Aurora Sky Restaurant sits in Sirkka, a small settlement in Finnish Lapland where the landscape itself shapes what ends up on the plate. Dining here is inseparable from the region's extreme seasonality: long Arctic winters, fleeting summers, and a larder built around reindeer, wild berries, and freshwater fish pulled from rivers that freeze solid for months. It belongs to a dining tradition where geography is the primary ingredient.

Where Lapland's Pantry Meets the Dark Sky
Sirkka sits inside the Levi ski resort municipality in Finnish Lapland, roughly 170 kilometres north of the Arctic Circle. At this latitude, the kitchen calendar runs on a logic that has little in common with how restaurants in Helsinki or Turku source their produce. The growing season compresses to a matter of weeks.

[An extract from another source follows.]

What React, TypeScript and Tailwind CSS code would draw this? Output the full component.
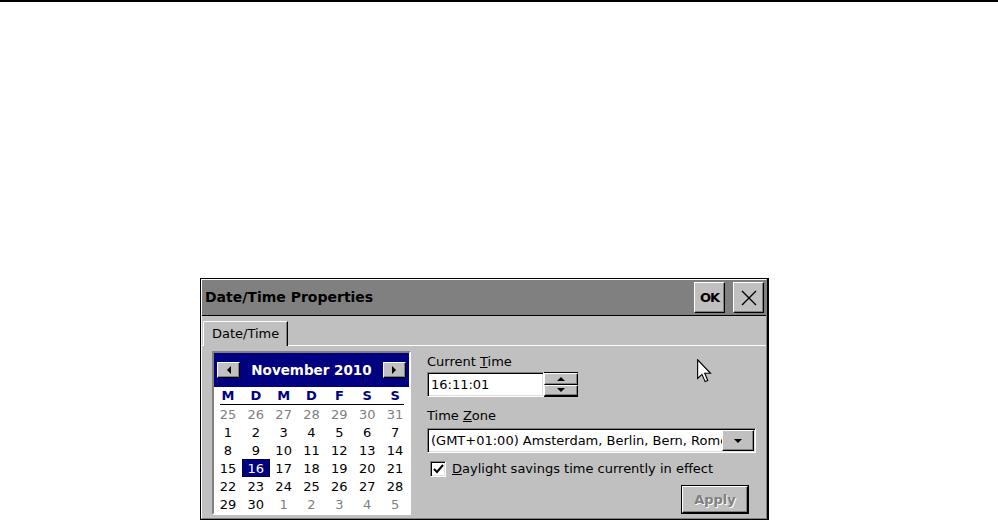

Winters arrive fast, freeze hard, and last long enough that what the land offers must be preserved, fermented, or foraged before the cold sets in. Restaurants that operate seriously in this environment do not treat local sourcing as a marketing posture. They treat it as a structural constraint, and the menus that emerge from that constraint tend to be more honest about place than almost anything you will find in a capital city. For more on how Finnish restaurants approach this question at different price points and latitudes, see our full Sirkka restaurants guide.
Aurora Sky Restaurant takes its name from the phenomenon that defines this region for visitors more than any other: the northern lights. Between late September and late March, the sky above Sirkka is dark enough and clear enough on the right nights to make aurora viewing a serious pursuit rather than a lucky accident. The restaurant's positioning within that context is not incidental. Dining at a venue that carries this name, in this location, at this time of year, means the experience is shaped as much by what is happening outside as by what arrives at the table.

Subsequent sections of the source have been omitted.